- Birth name: Ronald Guy Free
- Born: January 15, 1936 (age 89)
- Origin: Charleston, South Carolina, U.S.
- Genres: Jazz
- Occupation(s): Musician, drummer
- Instrument: Drums
- Years active: 1950s–1990s

= Ronnie Free =

American jazz drummer

Ronnie Free (born Ronald Guy Free on January 15, 1936, in Charleston, South Carolina) is an American jazz drummer. His recording credits date back to the 1950s and he has collaborated with many notable jazz musicians including pianists Mose Allison, Oscar Pettiford, Sonny Clark, and bandleader Woody Herman.
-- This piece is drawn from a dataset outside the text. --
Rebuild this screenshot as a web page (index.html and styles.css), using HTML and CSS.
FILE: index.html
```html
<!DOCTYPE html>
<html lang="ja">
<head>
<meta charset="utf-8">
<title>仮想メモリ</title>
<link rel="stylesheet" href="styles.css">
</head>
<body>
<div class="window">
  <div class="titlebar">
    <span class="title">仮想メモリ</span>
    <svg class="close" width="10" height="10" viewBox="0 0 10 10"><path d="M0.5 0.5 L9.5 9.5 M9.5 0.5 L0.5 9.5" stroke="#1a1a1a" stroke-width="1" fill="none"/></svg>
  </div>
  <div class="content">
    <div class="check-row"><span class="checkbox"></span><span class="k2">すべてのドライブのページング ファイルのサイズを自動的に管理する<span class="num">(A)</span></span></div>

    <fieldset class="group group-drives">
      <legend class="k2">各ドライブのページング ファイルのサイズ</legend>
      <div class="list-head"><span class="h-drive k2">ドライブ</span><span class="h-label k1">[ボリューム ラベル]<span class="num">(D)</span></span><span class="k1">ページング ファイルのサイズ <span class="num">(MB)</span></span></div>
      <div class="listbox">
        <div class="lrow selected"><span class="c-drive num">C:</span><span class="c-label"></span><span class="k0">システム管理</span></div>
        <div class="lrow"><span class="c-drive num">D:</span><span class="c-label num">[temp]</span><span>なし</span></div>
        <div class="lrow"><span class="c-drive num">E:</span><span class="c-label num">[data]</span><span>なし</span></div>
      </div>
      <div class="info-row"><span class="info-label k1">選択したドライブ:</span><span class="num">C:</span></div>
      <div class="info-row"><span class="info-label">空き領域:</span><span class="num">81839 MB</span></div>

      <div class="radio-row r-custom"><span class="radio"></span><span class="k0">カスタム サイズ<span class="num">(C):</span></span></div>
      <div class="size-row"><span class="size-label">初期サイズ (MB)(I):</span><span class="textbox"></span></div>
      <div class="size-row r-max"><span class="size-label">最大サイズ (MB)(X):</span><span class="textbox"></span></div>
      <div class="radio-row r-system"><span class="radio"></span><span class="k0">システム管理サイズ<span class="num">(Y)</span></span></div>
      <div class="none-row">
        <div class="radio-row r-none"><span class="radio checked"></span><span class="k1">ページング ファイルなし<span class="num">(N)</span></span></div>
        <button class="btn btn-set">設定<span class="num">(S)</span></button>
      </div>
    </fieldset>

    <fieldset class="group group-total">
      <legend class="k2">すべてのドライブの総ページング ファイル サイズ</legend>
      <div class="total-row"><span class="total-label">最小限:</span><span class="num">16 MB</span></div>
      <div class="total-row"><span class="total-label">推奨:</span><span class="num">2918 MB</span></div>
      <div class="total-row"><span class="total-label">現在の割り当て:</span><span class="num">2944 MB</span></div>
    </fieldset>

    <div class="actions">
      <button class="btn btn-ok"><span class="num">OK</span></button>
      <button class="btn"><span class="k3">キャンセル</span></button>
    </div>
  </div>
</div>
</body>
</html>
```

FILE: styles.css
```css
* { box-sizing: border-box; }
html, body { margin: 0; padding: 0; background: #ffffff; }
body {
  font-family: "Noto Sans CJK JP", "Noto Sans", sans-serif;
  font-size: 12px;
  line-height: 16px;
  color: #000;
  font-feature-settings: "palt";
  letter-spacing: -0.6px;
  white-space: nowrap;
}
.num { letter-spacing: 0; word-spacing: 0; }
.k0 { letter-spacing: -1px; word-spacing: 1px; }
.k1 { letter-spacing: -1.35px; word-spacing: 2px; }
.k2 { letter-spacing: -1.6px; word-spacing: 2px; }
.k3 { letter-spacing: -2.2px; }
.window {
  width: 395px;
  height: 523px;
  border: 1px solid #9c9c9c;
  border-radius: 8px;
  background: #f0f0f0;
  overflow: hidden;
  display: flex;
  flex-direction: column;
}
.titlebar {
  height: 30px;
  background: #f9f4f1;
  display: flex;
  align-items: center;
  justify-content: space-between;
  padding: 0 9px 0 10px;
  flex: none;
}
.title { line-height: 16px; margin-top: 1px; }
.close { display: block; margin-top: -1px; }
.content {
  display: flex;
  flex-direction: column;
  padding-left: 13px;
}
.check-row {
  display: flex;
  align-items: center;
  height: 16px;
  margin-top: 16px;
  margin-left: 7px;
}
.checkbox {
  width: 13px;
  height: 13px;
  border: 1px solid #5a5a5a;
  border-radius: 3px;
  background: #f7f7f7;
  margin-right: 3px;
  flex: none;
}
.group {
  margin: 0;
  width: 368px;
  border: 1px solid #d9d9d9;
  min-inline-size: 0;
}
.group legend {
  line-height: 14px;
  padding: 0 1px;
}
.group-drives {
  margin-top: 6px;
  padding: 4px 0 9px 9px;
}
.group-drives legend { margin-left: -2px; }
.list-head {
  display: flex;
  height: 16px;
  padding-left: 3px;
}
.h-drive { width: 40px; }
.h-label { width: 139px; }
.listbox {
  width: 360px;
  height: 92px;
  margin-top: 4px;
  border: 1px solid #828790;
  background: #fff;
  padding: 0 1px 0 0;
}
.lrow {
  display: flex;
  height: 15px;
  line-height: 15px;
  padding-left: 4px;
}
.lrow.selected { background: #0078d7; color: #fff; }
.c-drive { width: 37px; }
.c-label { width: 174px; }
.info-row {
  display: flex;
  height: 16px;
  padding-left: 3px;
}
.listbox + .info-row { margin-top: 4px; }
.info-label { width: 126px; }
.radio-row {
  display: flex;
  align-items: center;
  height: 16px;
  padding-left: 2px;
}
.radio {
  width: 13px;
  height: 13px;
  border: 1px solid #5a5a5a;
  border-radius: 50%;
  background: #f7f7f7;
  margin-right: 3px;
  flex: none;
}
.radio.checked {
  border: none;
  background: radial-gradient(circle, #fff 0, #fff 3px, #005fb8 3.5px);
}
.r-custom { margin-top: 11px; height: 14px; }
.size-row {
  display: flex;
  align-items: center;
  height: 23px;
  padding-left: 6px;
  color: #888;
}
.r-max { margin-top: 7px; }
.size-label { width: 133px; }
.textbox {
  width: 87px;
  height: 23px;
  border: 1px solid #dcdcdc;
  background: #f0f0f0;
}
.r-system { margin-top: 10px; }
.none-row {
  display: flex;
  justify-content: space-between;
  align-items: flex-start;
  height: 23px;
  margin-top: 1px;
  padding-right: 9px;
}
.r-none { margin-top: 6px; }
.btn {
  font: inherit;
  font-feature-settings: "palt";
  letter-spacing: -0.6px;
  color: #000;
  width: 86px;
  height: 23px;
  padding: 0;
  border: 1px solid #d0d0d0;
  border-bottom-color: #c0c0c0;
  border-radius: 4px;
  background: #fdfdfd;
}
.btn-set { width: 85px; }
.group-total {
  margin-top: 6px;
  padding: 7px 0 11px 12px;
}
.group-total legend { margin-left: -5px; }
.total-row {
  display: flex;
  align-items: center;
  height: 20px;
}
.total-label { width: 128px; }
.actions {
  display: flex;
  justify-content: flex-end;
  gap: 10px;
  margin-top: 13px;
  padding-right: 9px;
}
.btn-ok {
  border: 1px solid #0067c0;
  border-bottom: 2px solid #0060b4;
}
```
The story of Ronnie Free's time in New York is told in an episode of NPR's The Jazz Loft Project. As a resident of the loft, Free functioned as the "house drummer" for many of the jam sessions that occurred there.

==Discography==
With Mose Allison
- Ramblin' with Mose (Prestige, 1958)
- Creek Bank (Prestige, 1958)
- Autumn Song (Prestige, 1959)
- Mose Allison Sings (Prestige, 1963)
- Plays for Lovers (Prestige, 1966)
- Down Home Piano (Prestige, 1966)
With Lee Konitz and Jimmy Guiffre
- Lee Konitz Meets Jimmy Giuffre (Verve, 1959)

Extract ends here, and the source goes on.